Bloomberg dependably channels the pro-Fed, globalist line of the CFR, which is not surprising, considering that the company’s founder/owner Michael R. Bloomberg (billionaire left-wing Democrat/Republican/Independent mayor of New York City) is a longtime CFR member and the company is a high-level President’s Circle corporate donor to the CFR.
One of the early clues that Fischer was about to be tapped for a top slot at the Fed was a press release issued by the CFR on September 9, three months before any public mention of the appointment. The title of the press release spoke volumes: “Stanley Fischer, Former Bank of Israel Governor and Former IMF and World Bank Official, Joins CFR as Distinguished Fellow.”
The press release began:
Stanley Fischer, former governor of the Bank of Israel and a former top official at both the International Monetary Fund and the World Bank, joins the Council on Foreign Relations (CFR) this month as a distinguished fellow. Fischer, a CFR member since 1994, is based at the organization’s New York headquarters.
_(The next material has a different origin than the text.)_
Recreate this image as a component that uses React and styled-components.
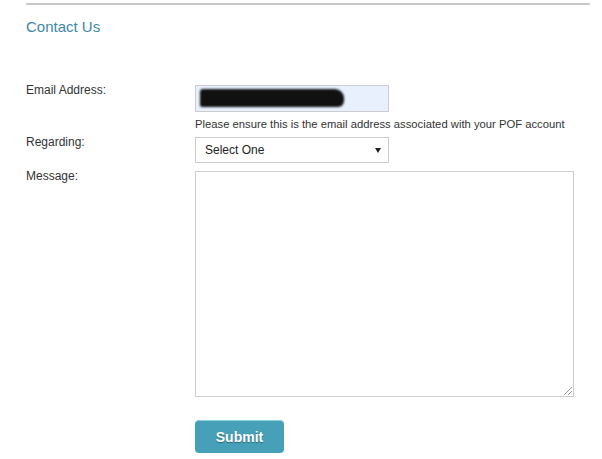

“We are thrilled to welcome Stanley Fischer, who has built a sterling reputation in the worlds of academia, finance, and, most recently, as governor of Israel’s Central Bank, to CFR,” said CFR President Richard N. Haass.
The CFR press release then boasts of the organization’s “illustrious roster” of operatives that have wrought havoc on our national economy and global financial markets:
Fischer joins an illustrious roster of scholars and practitioners on economics and geoeconomics at CFR that includes former treasury secretaries Robert E. Rubin and Timothy F. Geithner, former Office of Management and Budget director Peter R. Orszag, CFR’s Director of the Maurice R. Greenberg Center for Geoeconomic Studies Sebastian Mallaby, Director of International Economics Benn Steil, Senior Fellow for International Economics Jagdish N. Bhagwati, and Senior Fellow for International Economics Robert Kahn.
Of course, many additional CFR members and officers have rotated in and out of top positions at the Fed, Treasury, and the big Wall Street firms, such as former Fed Chairmen Paul Volcker and Alan Greenspan, as well as current Federal Reserve Regional Bank Presidents William Dudley (New York City), Dennis P. Lockhart (Atlanta), Richard W. Fisher (Dallas), and current Federal Reserve Board of Governors members Daniel K. Tarullo, Jerome H. Powell … and Janet Yellen.
As we reported this past August, (“Jackson Hole Conclave: Central Bankers Plan Global Theft, Massive Pain”), Dr. Fischer was also one of the key CFR operative who attended the annual gathering of central bankers in Jackson Hole, Wyoming, last summer. As we noted then, International Monetary Fund (IMF) Managing Director Christine Lagarde sounded the self-congratulatory theme of the conference, praising central bankers as “the heroes of the global financial crisis,” when, in fact, they were the ones most culpable for causing the calamity — and for then turning it into an opportunity for legal plunder on a planetary scale, funneling trillions of dollars from the public treasuries into the private banking coffers of their colleagues (or co-conspirators, if you choose to call a spade a spade).
While all of the mainstream-media choir were diverting public attention from the next planned phase of this massive criminal operation, world-famous investor Jim Rogers probably had it right. In an interview with USAWatchdog.com, concerning the Jackson Hole gathering, Rogers sounded a three-bell alarm to all who are wise enough to take note. “They’re going to take money wherever they can,” Rogers warned. “They’re going to take our bank accounts and retirement accounts.”
“They” certainly will take everything they can — as the enormous plundering of the past few years has shown — unless the American people hold elected officials accountable and force members of Congress to finally require a genuine audit of the Fed. Once that is done, the enormity of the financial crimes it is responsible for will be exposed, and widespread public demand for the next step — abolishing the thoroughly corrupt Federal Reserve system — will automatically follow.